Koepka, 42, knew only one person with ties to Haiti: a friend in south Florida. He got his friend on board and convinced five church members to join the two to deliver 15 suitcases filled with supplies to Port-au-Prince six days after the earthquake. Since then, Koepka has taken a second disaster relief trip and is planning a third in late May.
The pastor of the 400-member Acworth church said the devastation left in the wake of the earthquake in the Caribbean nation is vast. Most buildings collapsed and people are still in need of aid and medical attention, he said.
“It was pretty horrible. The devastation was just unfathomable,” recalled Koepka. “I’ve been in disaster relief before – hurricanes, mudslides in Costa Rica – but nothing could have prepared me for what I saw there.”

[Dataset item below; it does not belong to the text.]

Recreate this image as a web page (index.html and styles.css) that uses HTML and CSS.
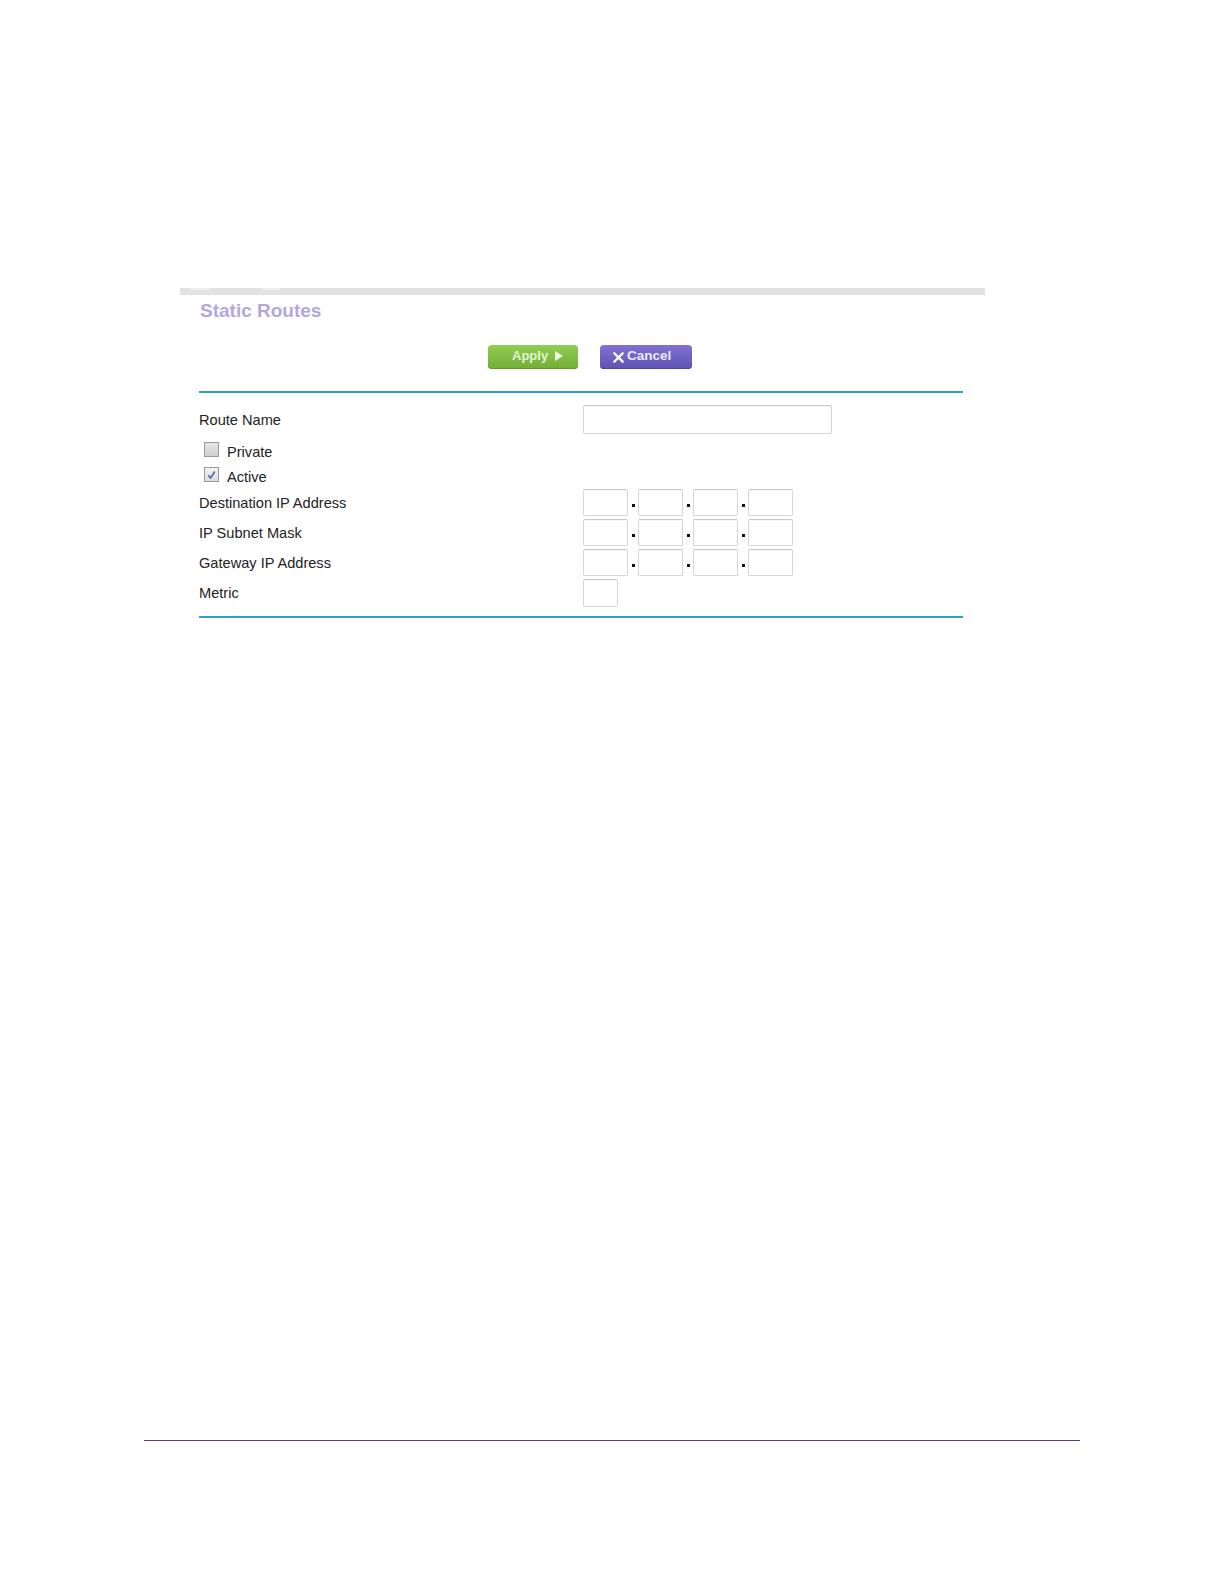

On Feb. 28, Koepka returned with 10 church members for a weeklong trip back to Port-au-Prince. At night, they slept outdoors at Quisqueya University. During the day, the team distributed aid to victims from a 40-foot shipping container they sent ahead of them that was loaded with food, water and medical supplies donated by members and friends.
Beverly Lense, a Canton pediatrician, was one of the Eagle Pointe parishioners who traveled to Haiti on the second relief trip. Most of the serious injuries had been treated by then, but many Haitians were in need of medical aid, she said.
“All the hospitals and a lot of medical clinics had collapsed, and people just had nowhere to go for medical care,” said Lense, 44.
“There were still lots of wounds that needed to be taken care of that hadn’t healed, fractures that hadn’t healed and then just routine stuff – high blood pressure, scabies, fungal infection – where just nobody had any access to care or supplies.”
Lense plans to return to Haiti for Eagle Pointe’s third relief trip with a team made up of about 10 church members.
The first trip caused Koepka to immediately think of how more people can contribute, he said. He said he is currently coordinating the upcoming trip, finding out what supplies are needed and what other churches and medical teams are interested in lending a hand.
“I was talking to a bunch of churches before our second trip and I asked a couple hundred pastors if they’re helping in Haiti and they were like, ‘No,'” Koepka said. “I was like well why and they said, ‘We don’t know anybody, we don’t know where to go, where to stay or what work we would do.'”
As a result of his conversations, Koepka said he has been able to find more volunteers from the U.S. and other countries. He has also created a new Web site still under construction, HaitiConneXus.org, to recruit more organizations to the cause.
“There’s no way that Eagle Pointe Church, any church or any group alone is going to do a whole lot,” he said. “The problem there is so enormous. It’s really overwhelming when you sit back and think about the magnitude of the problem there.”
Given the great need for help in Haiti, Lense said she remains hopeful that the country can rebuild.
“There’s hope, if people cannot forget about them and people continue to go down there and offer assistance,” she said. “It’s going to be a longstanding need to rebuild the system and get these people routine medical care.”
Koepka said of his church’s continued donations, “It’s just mind blowing to see the people of our church and how they’ve responded, let alone their friends, co-workers and staff who they’ve told about it and how those people have stepped up.”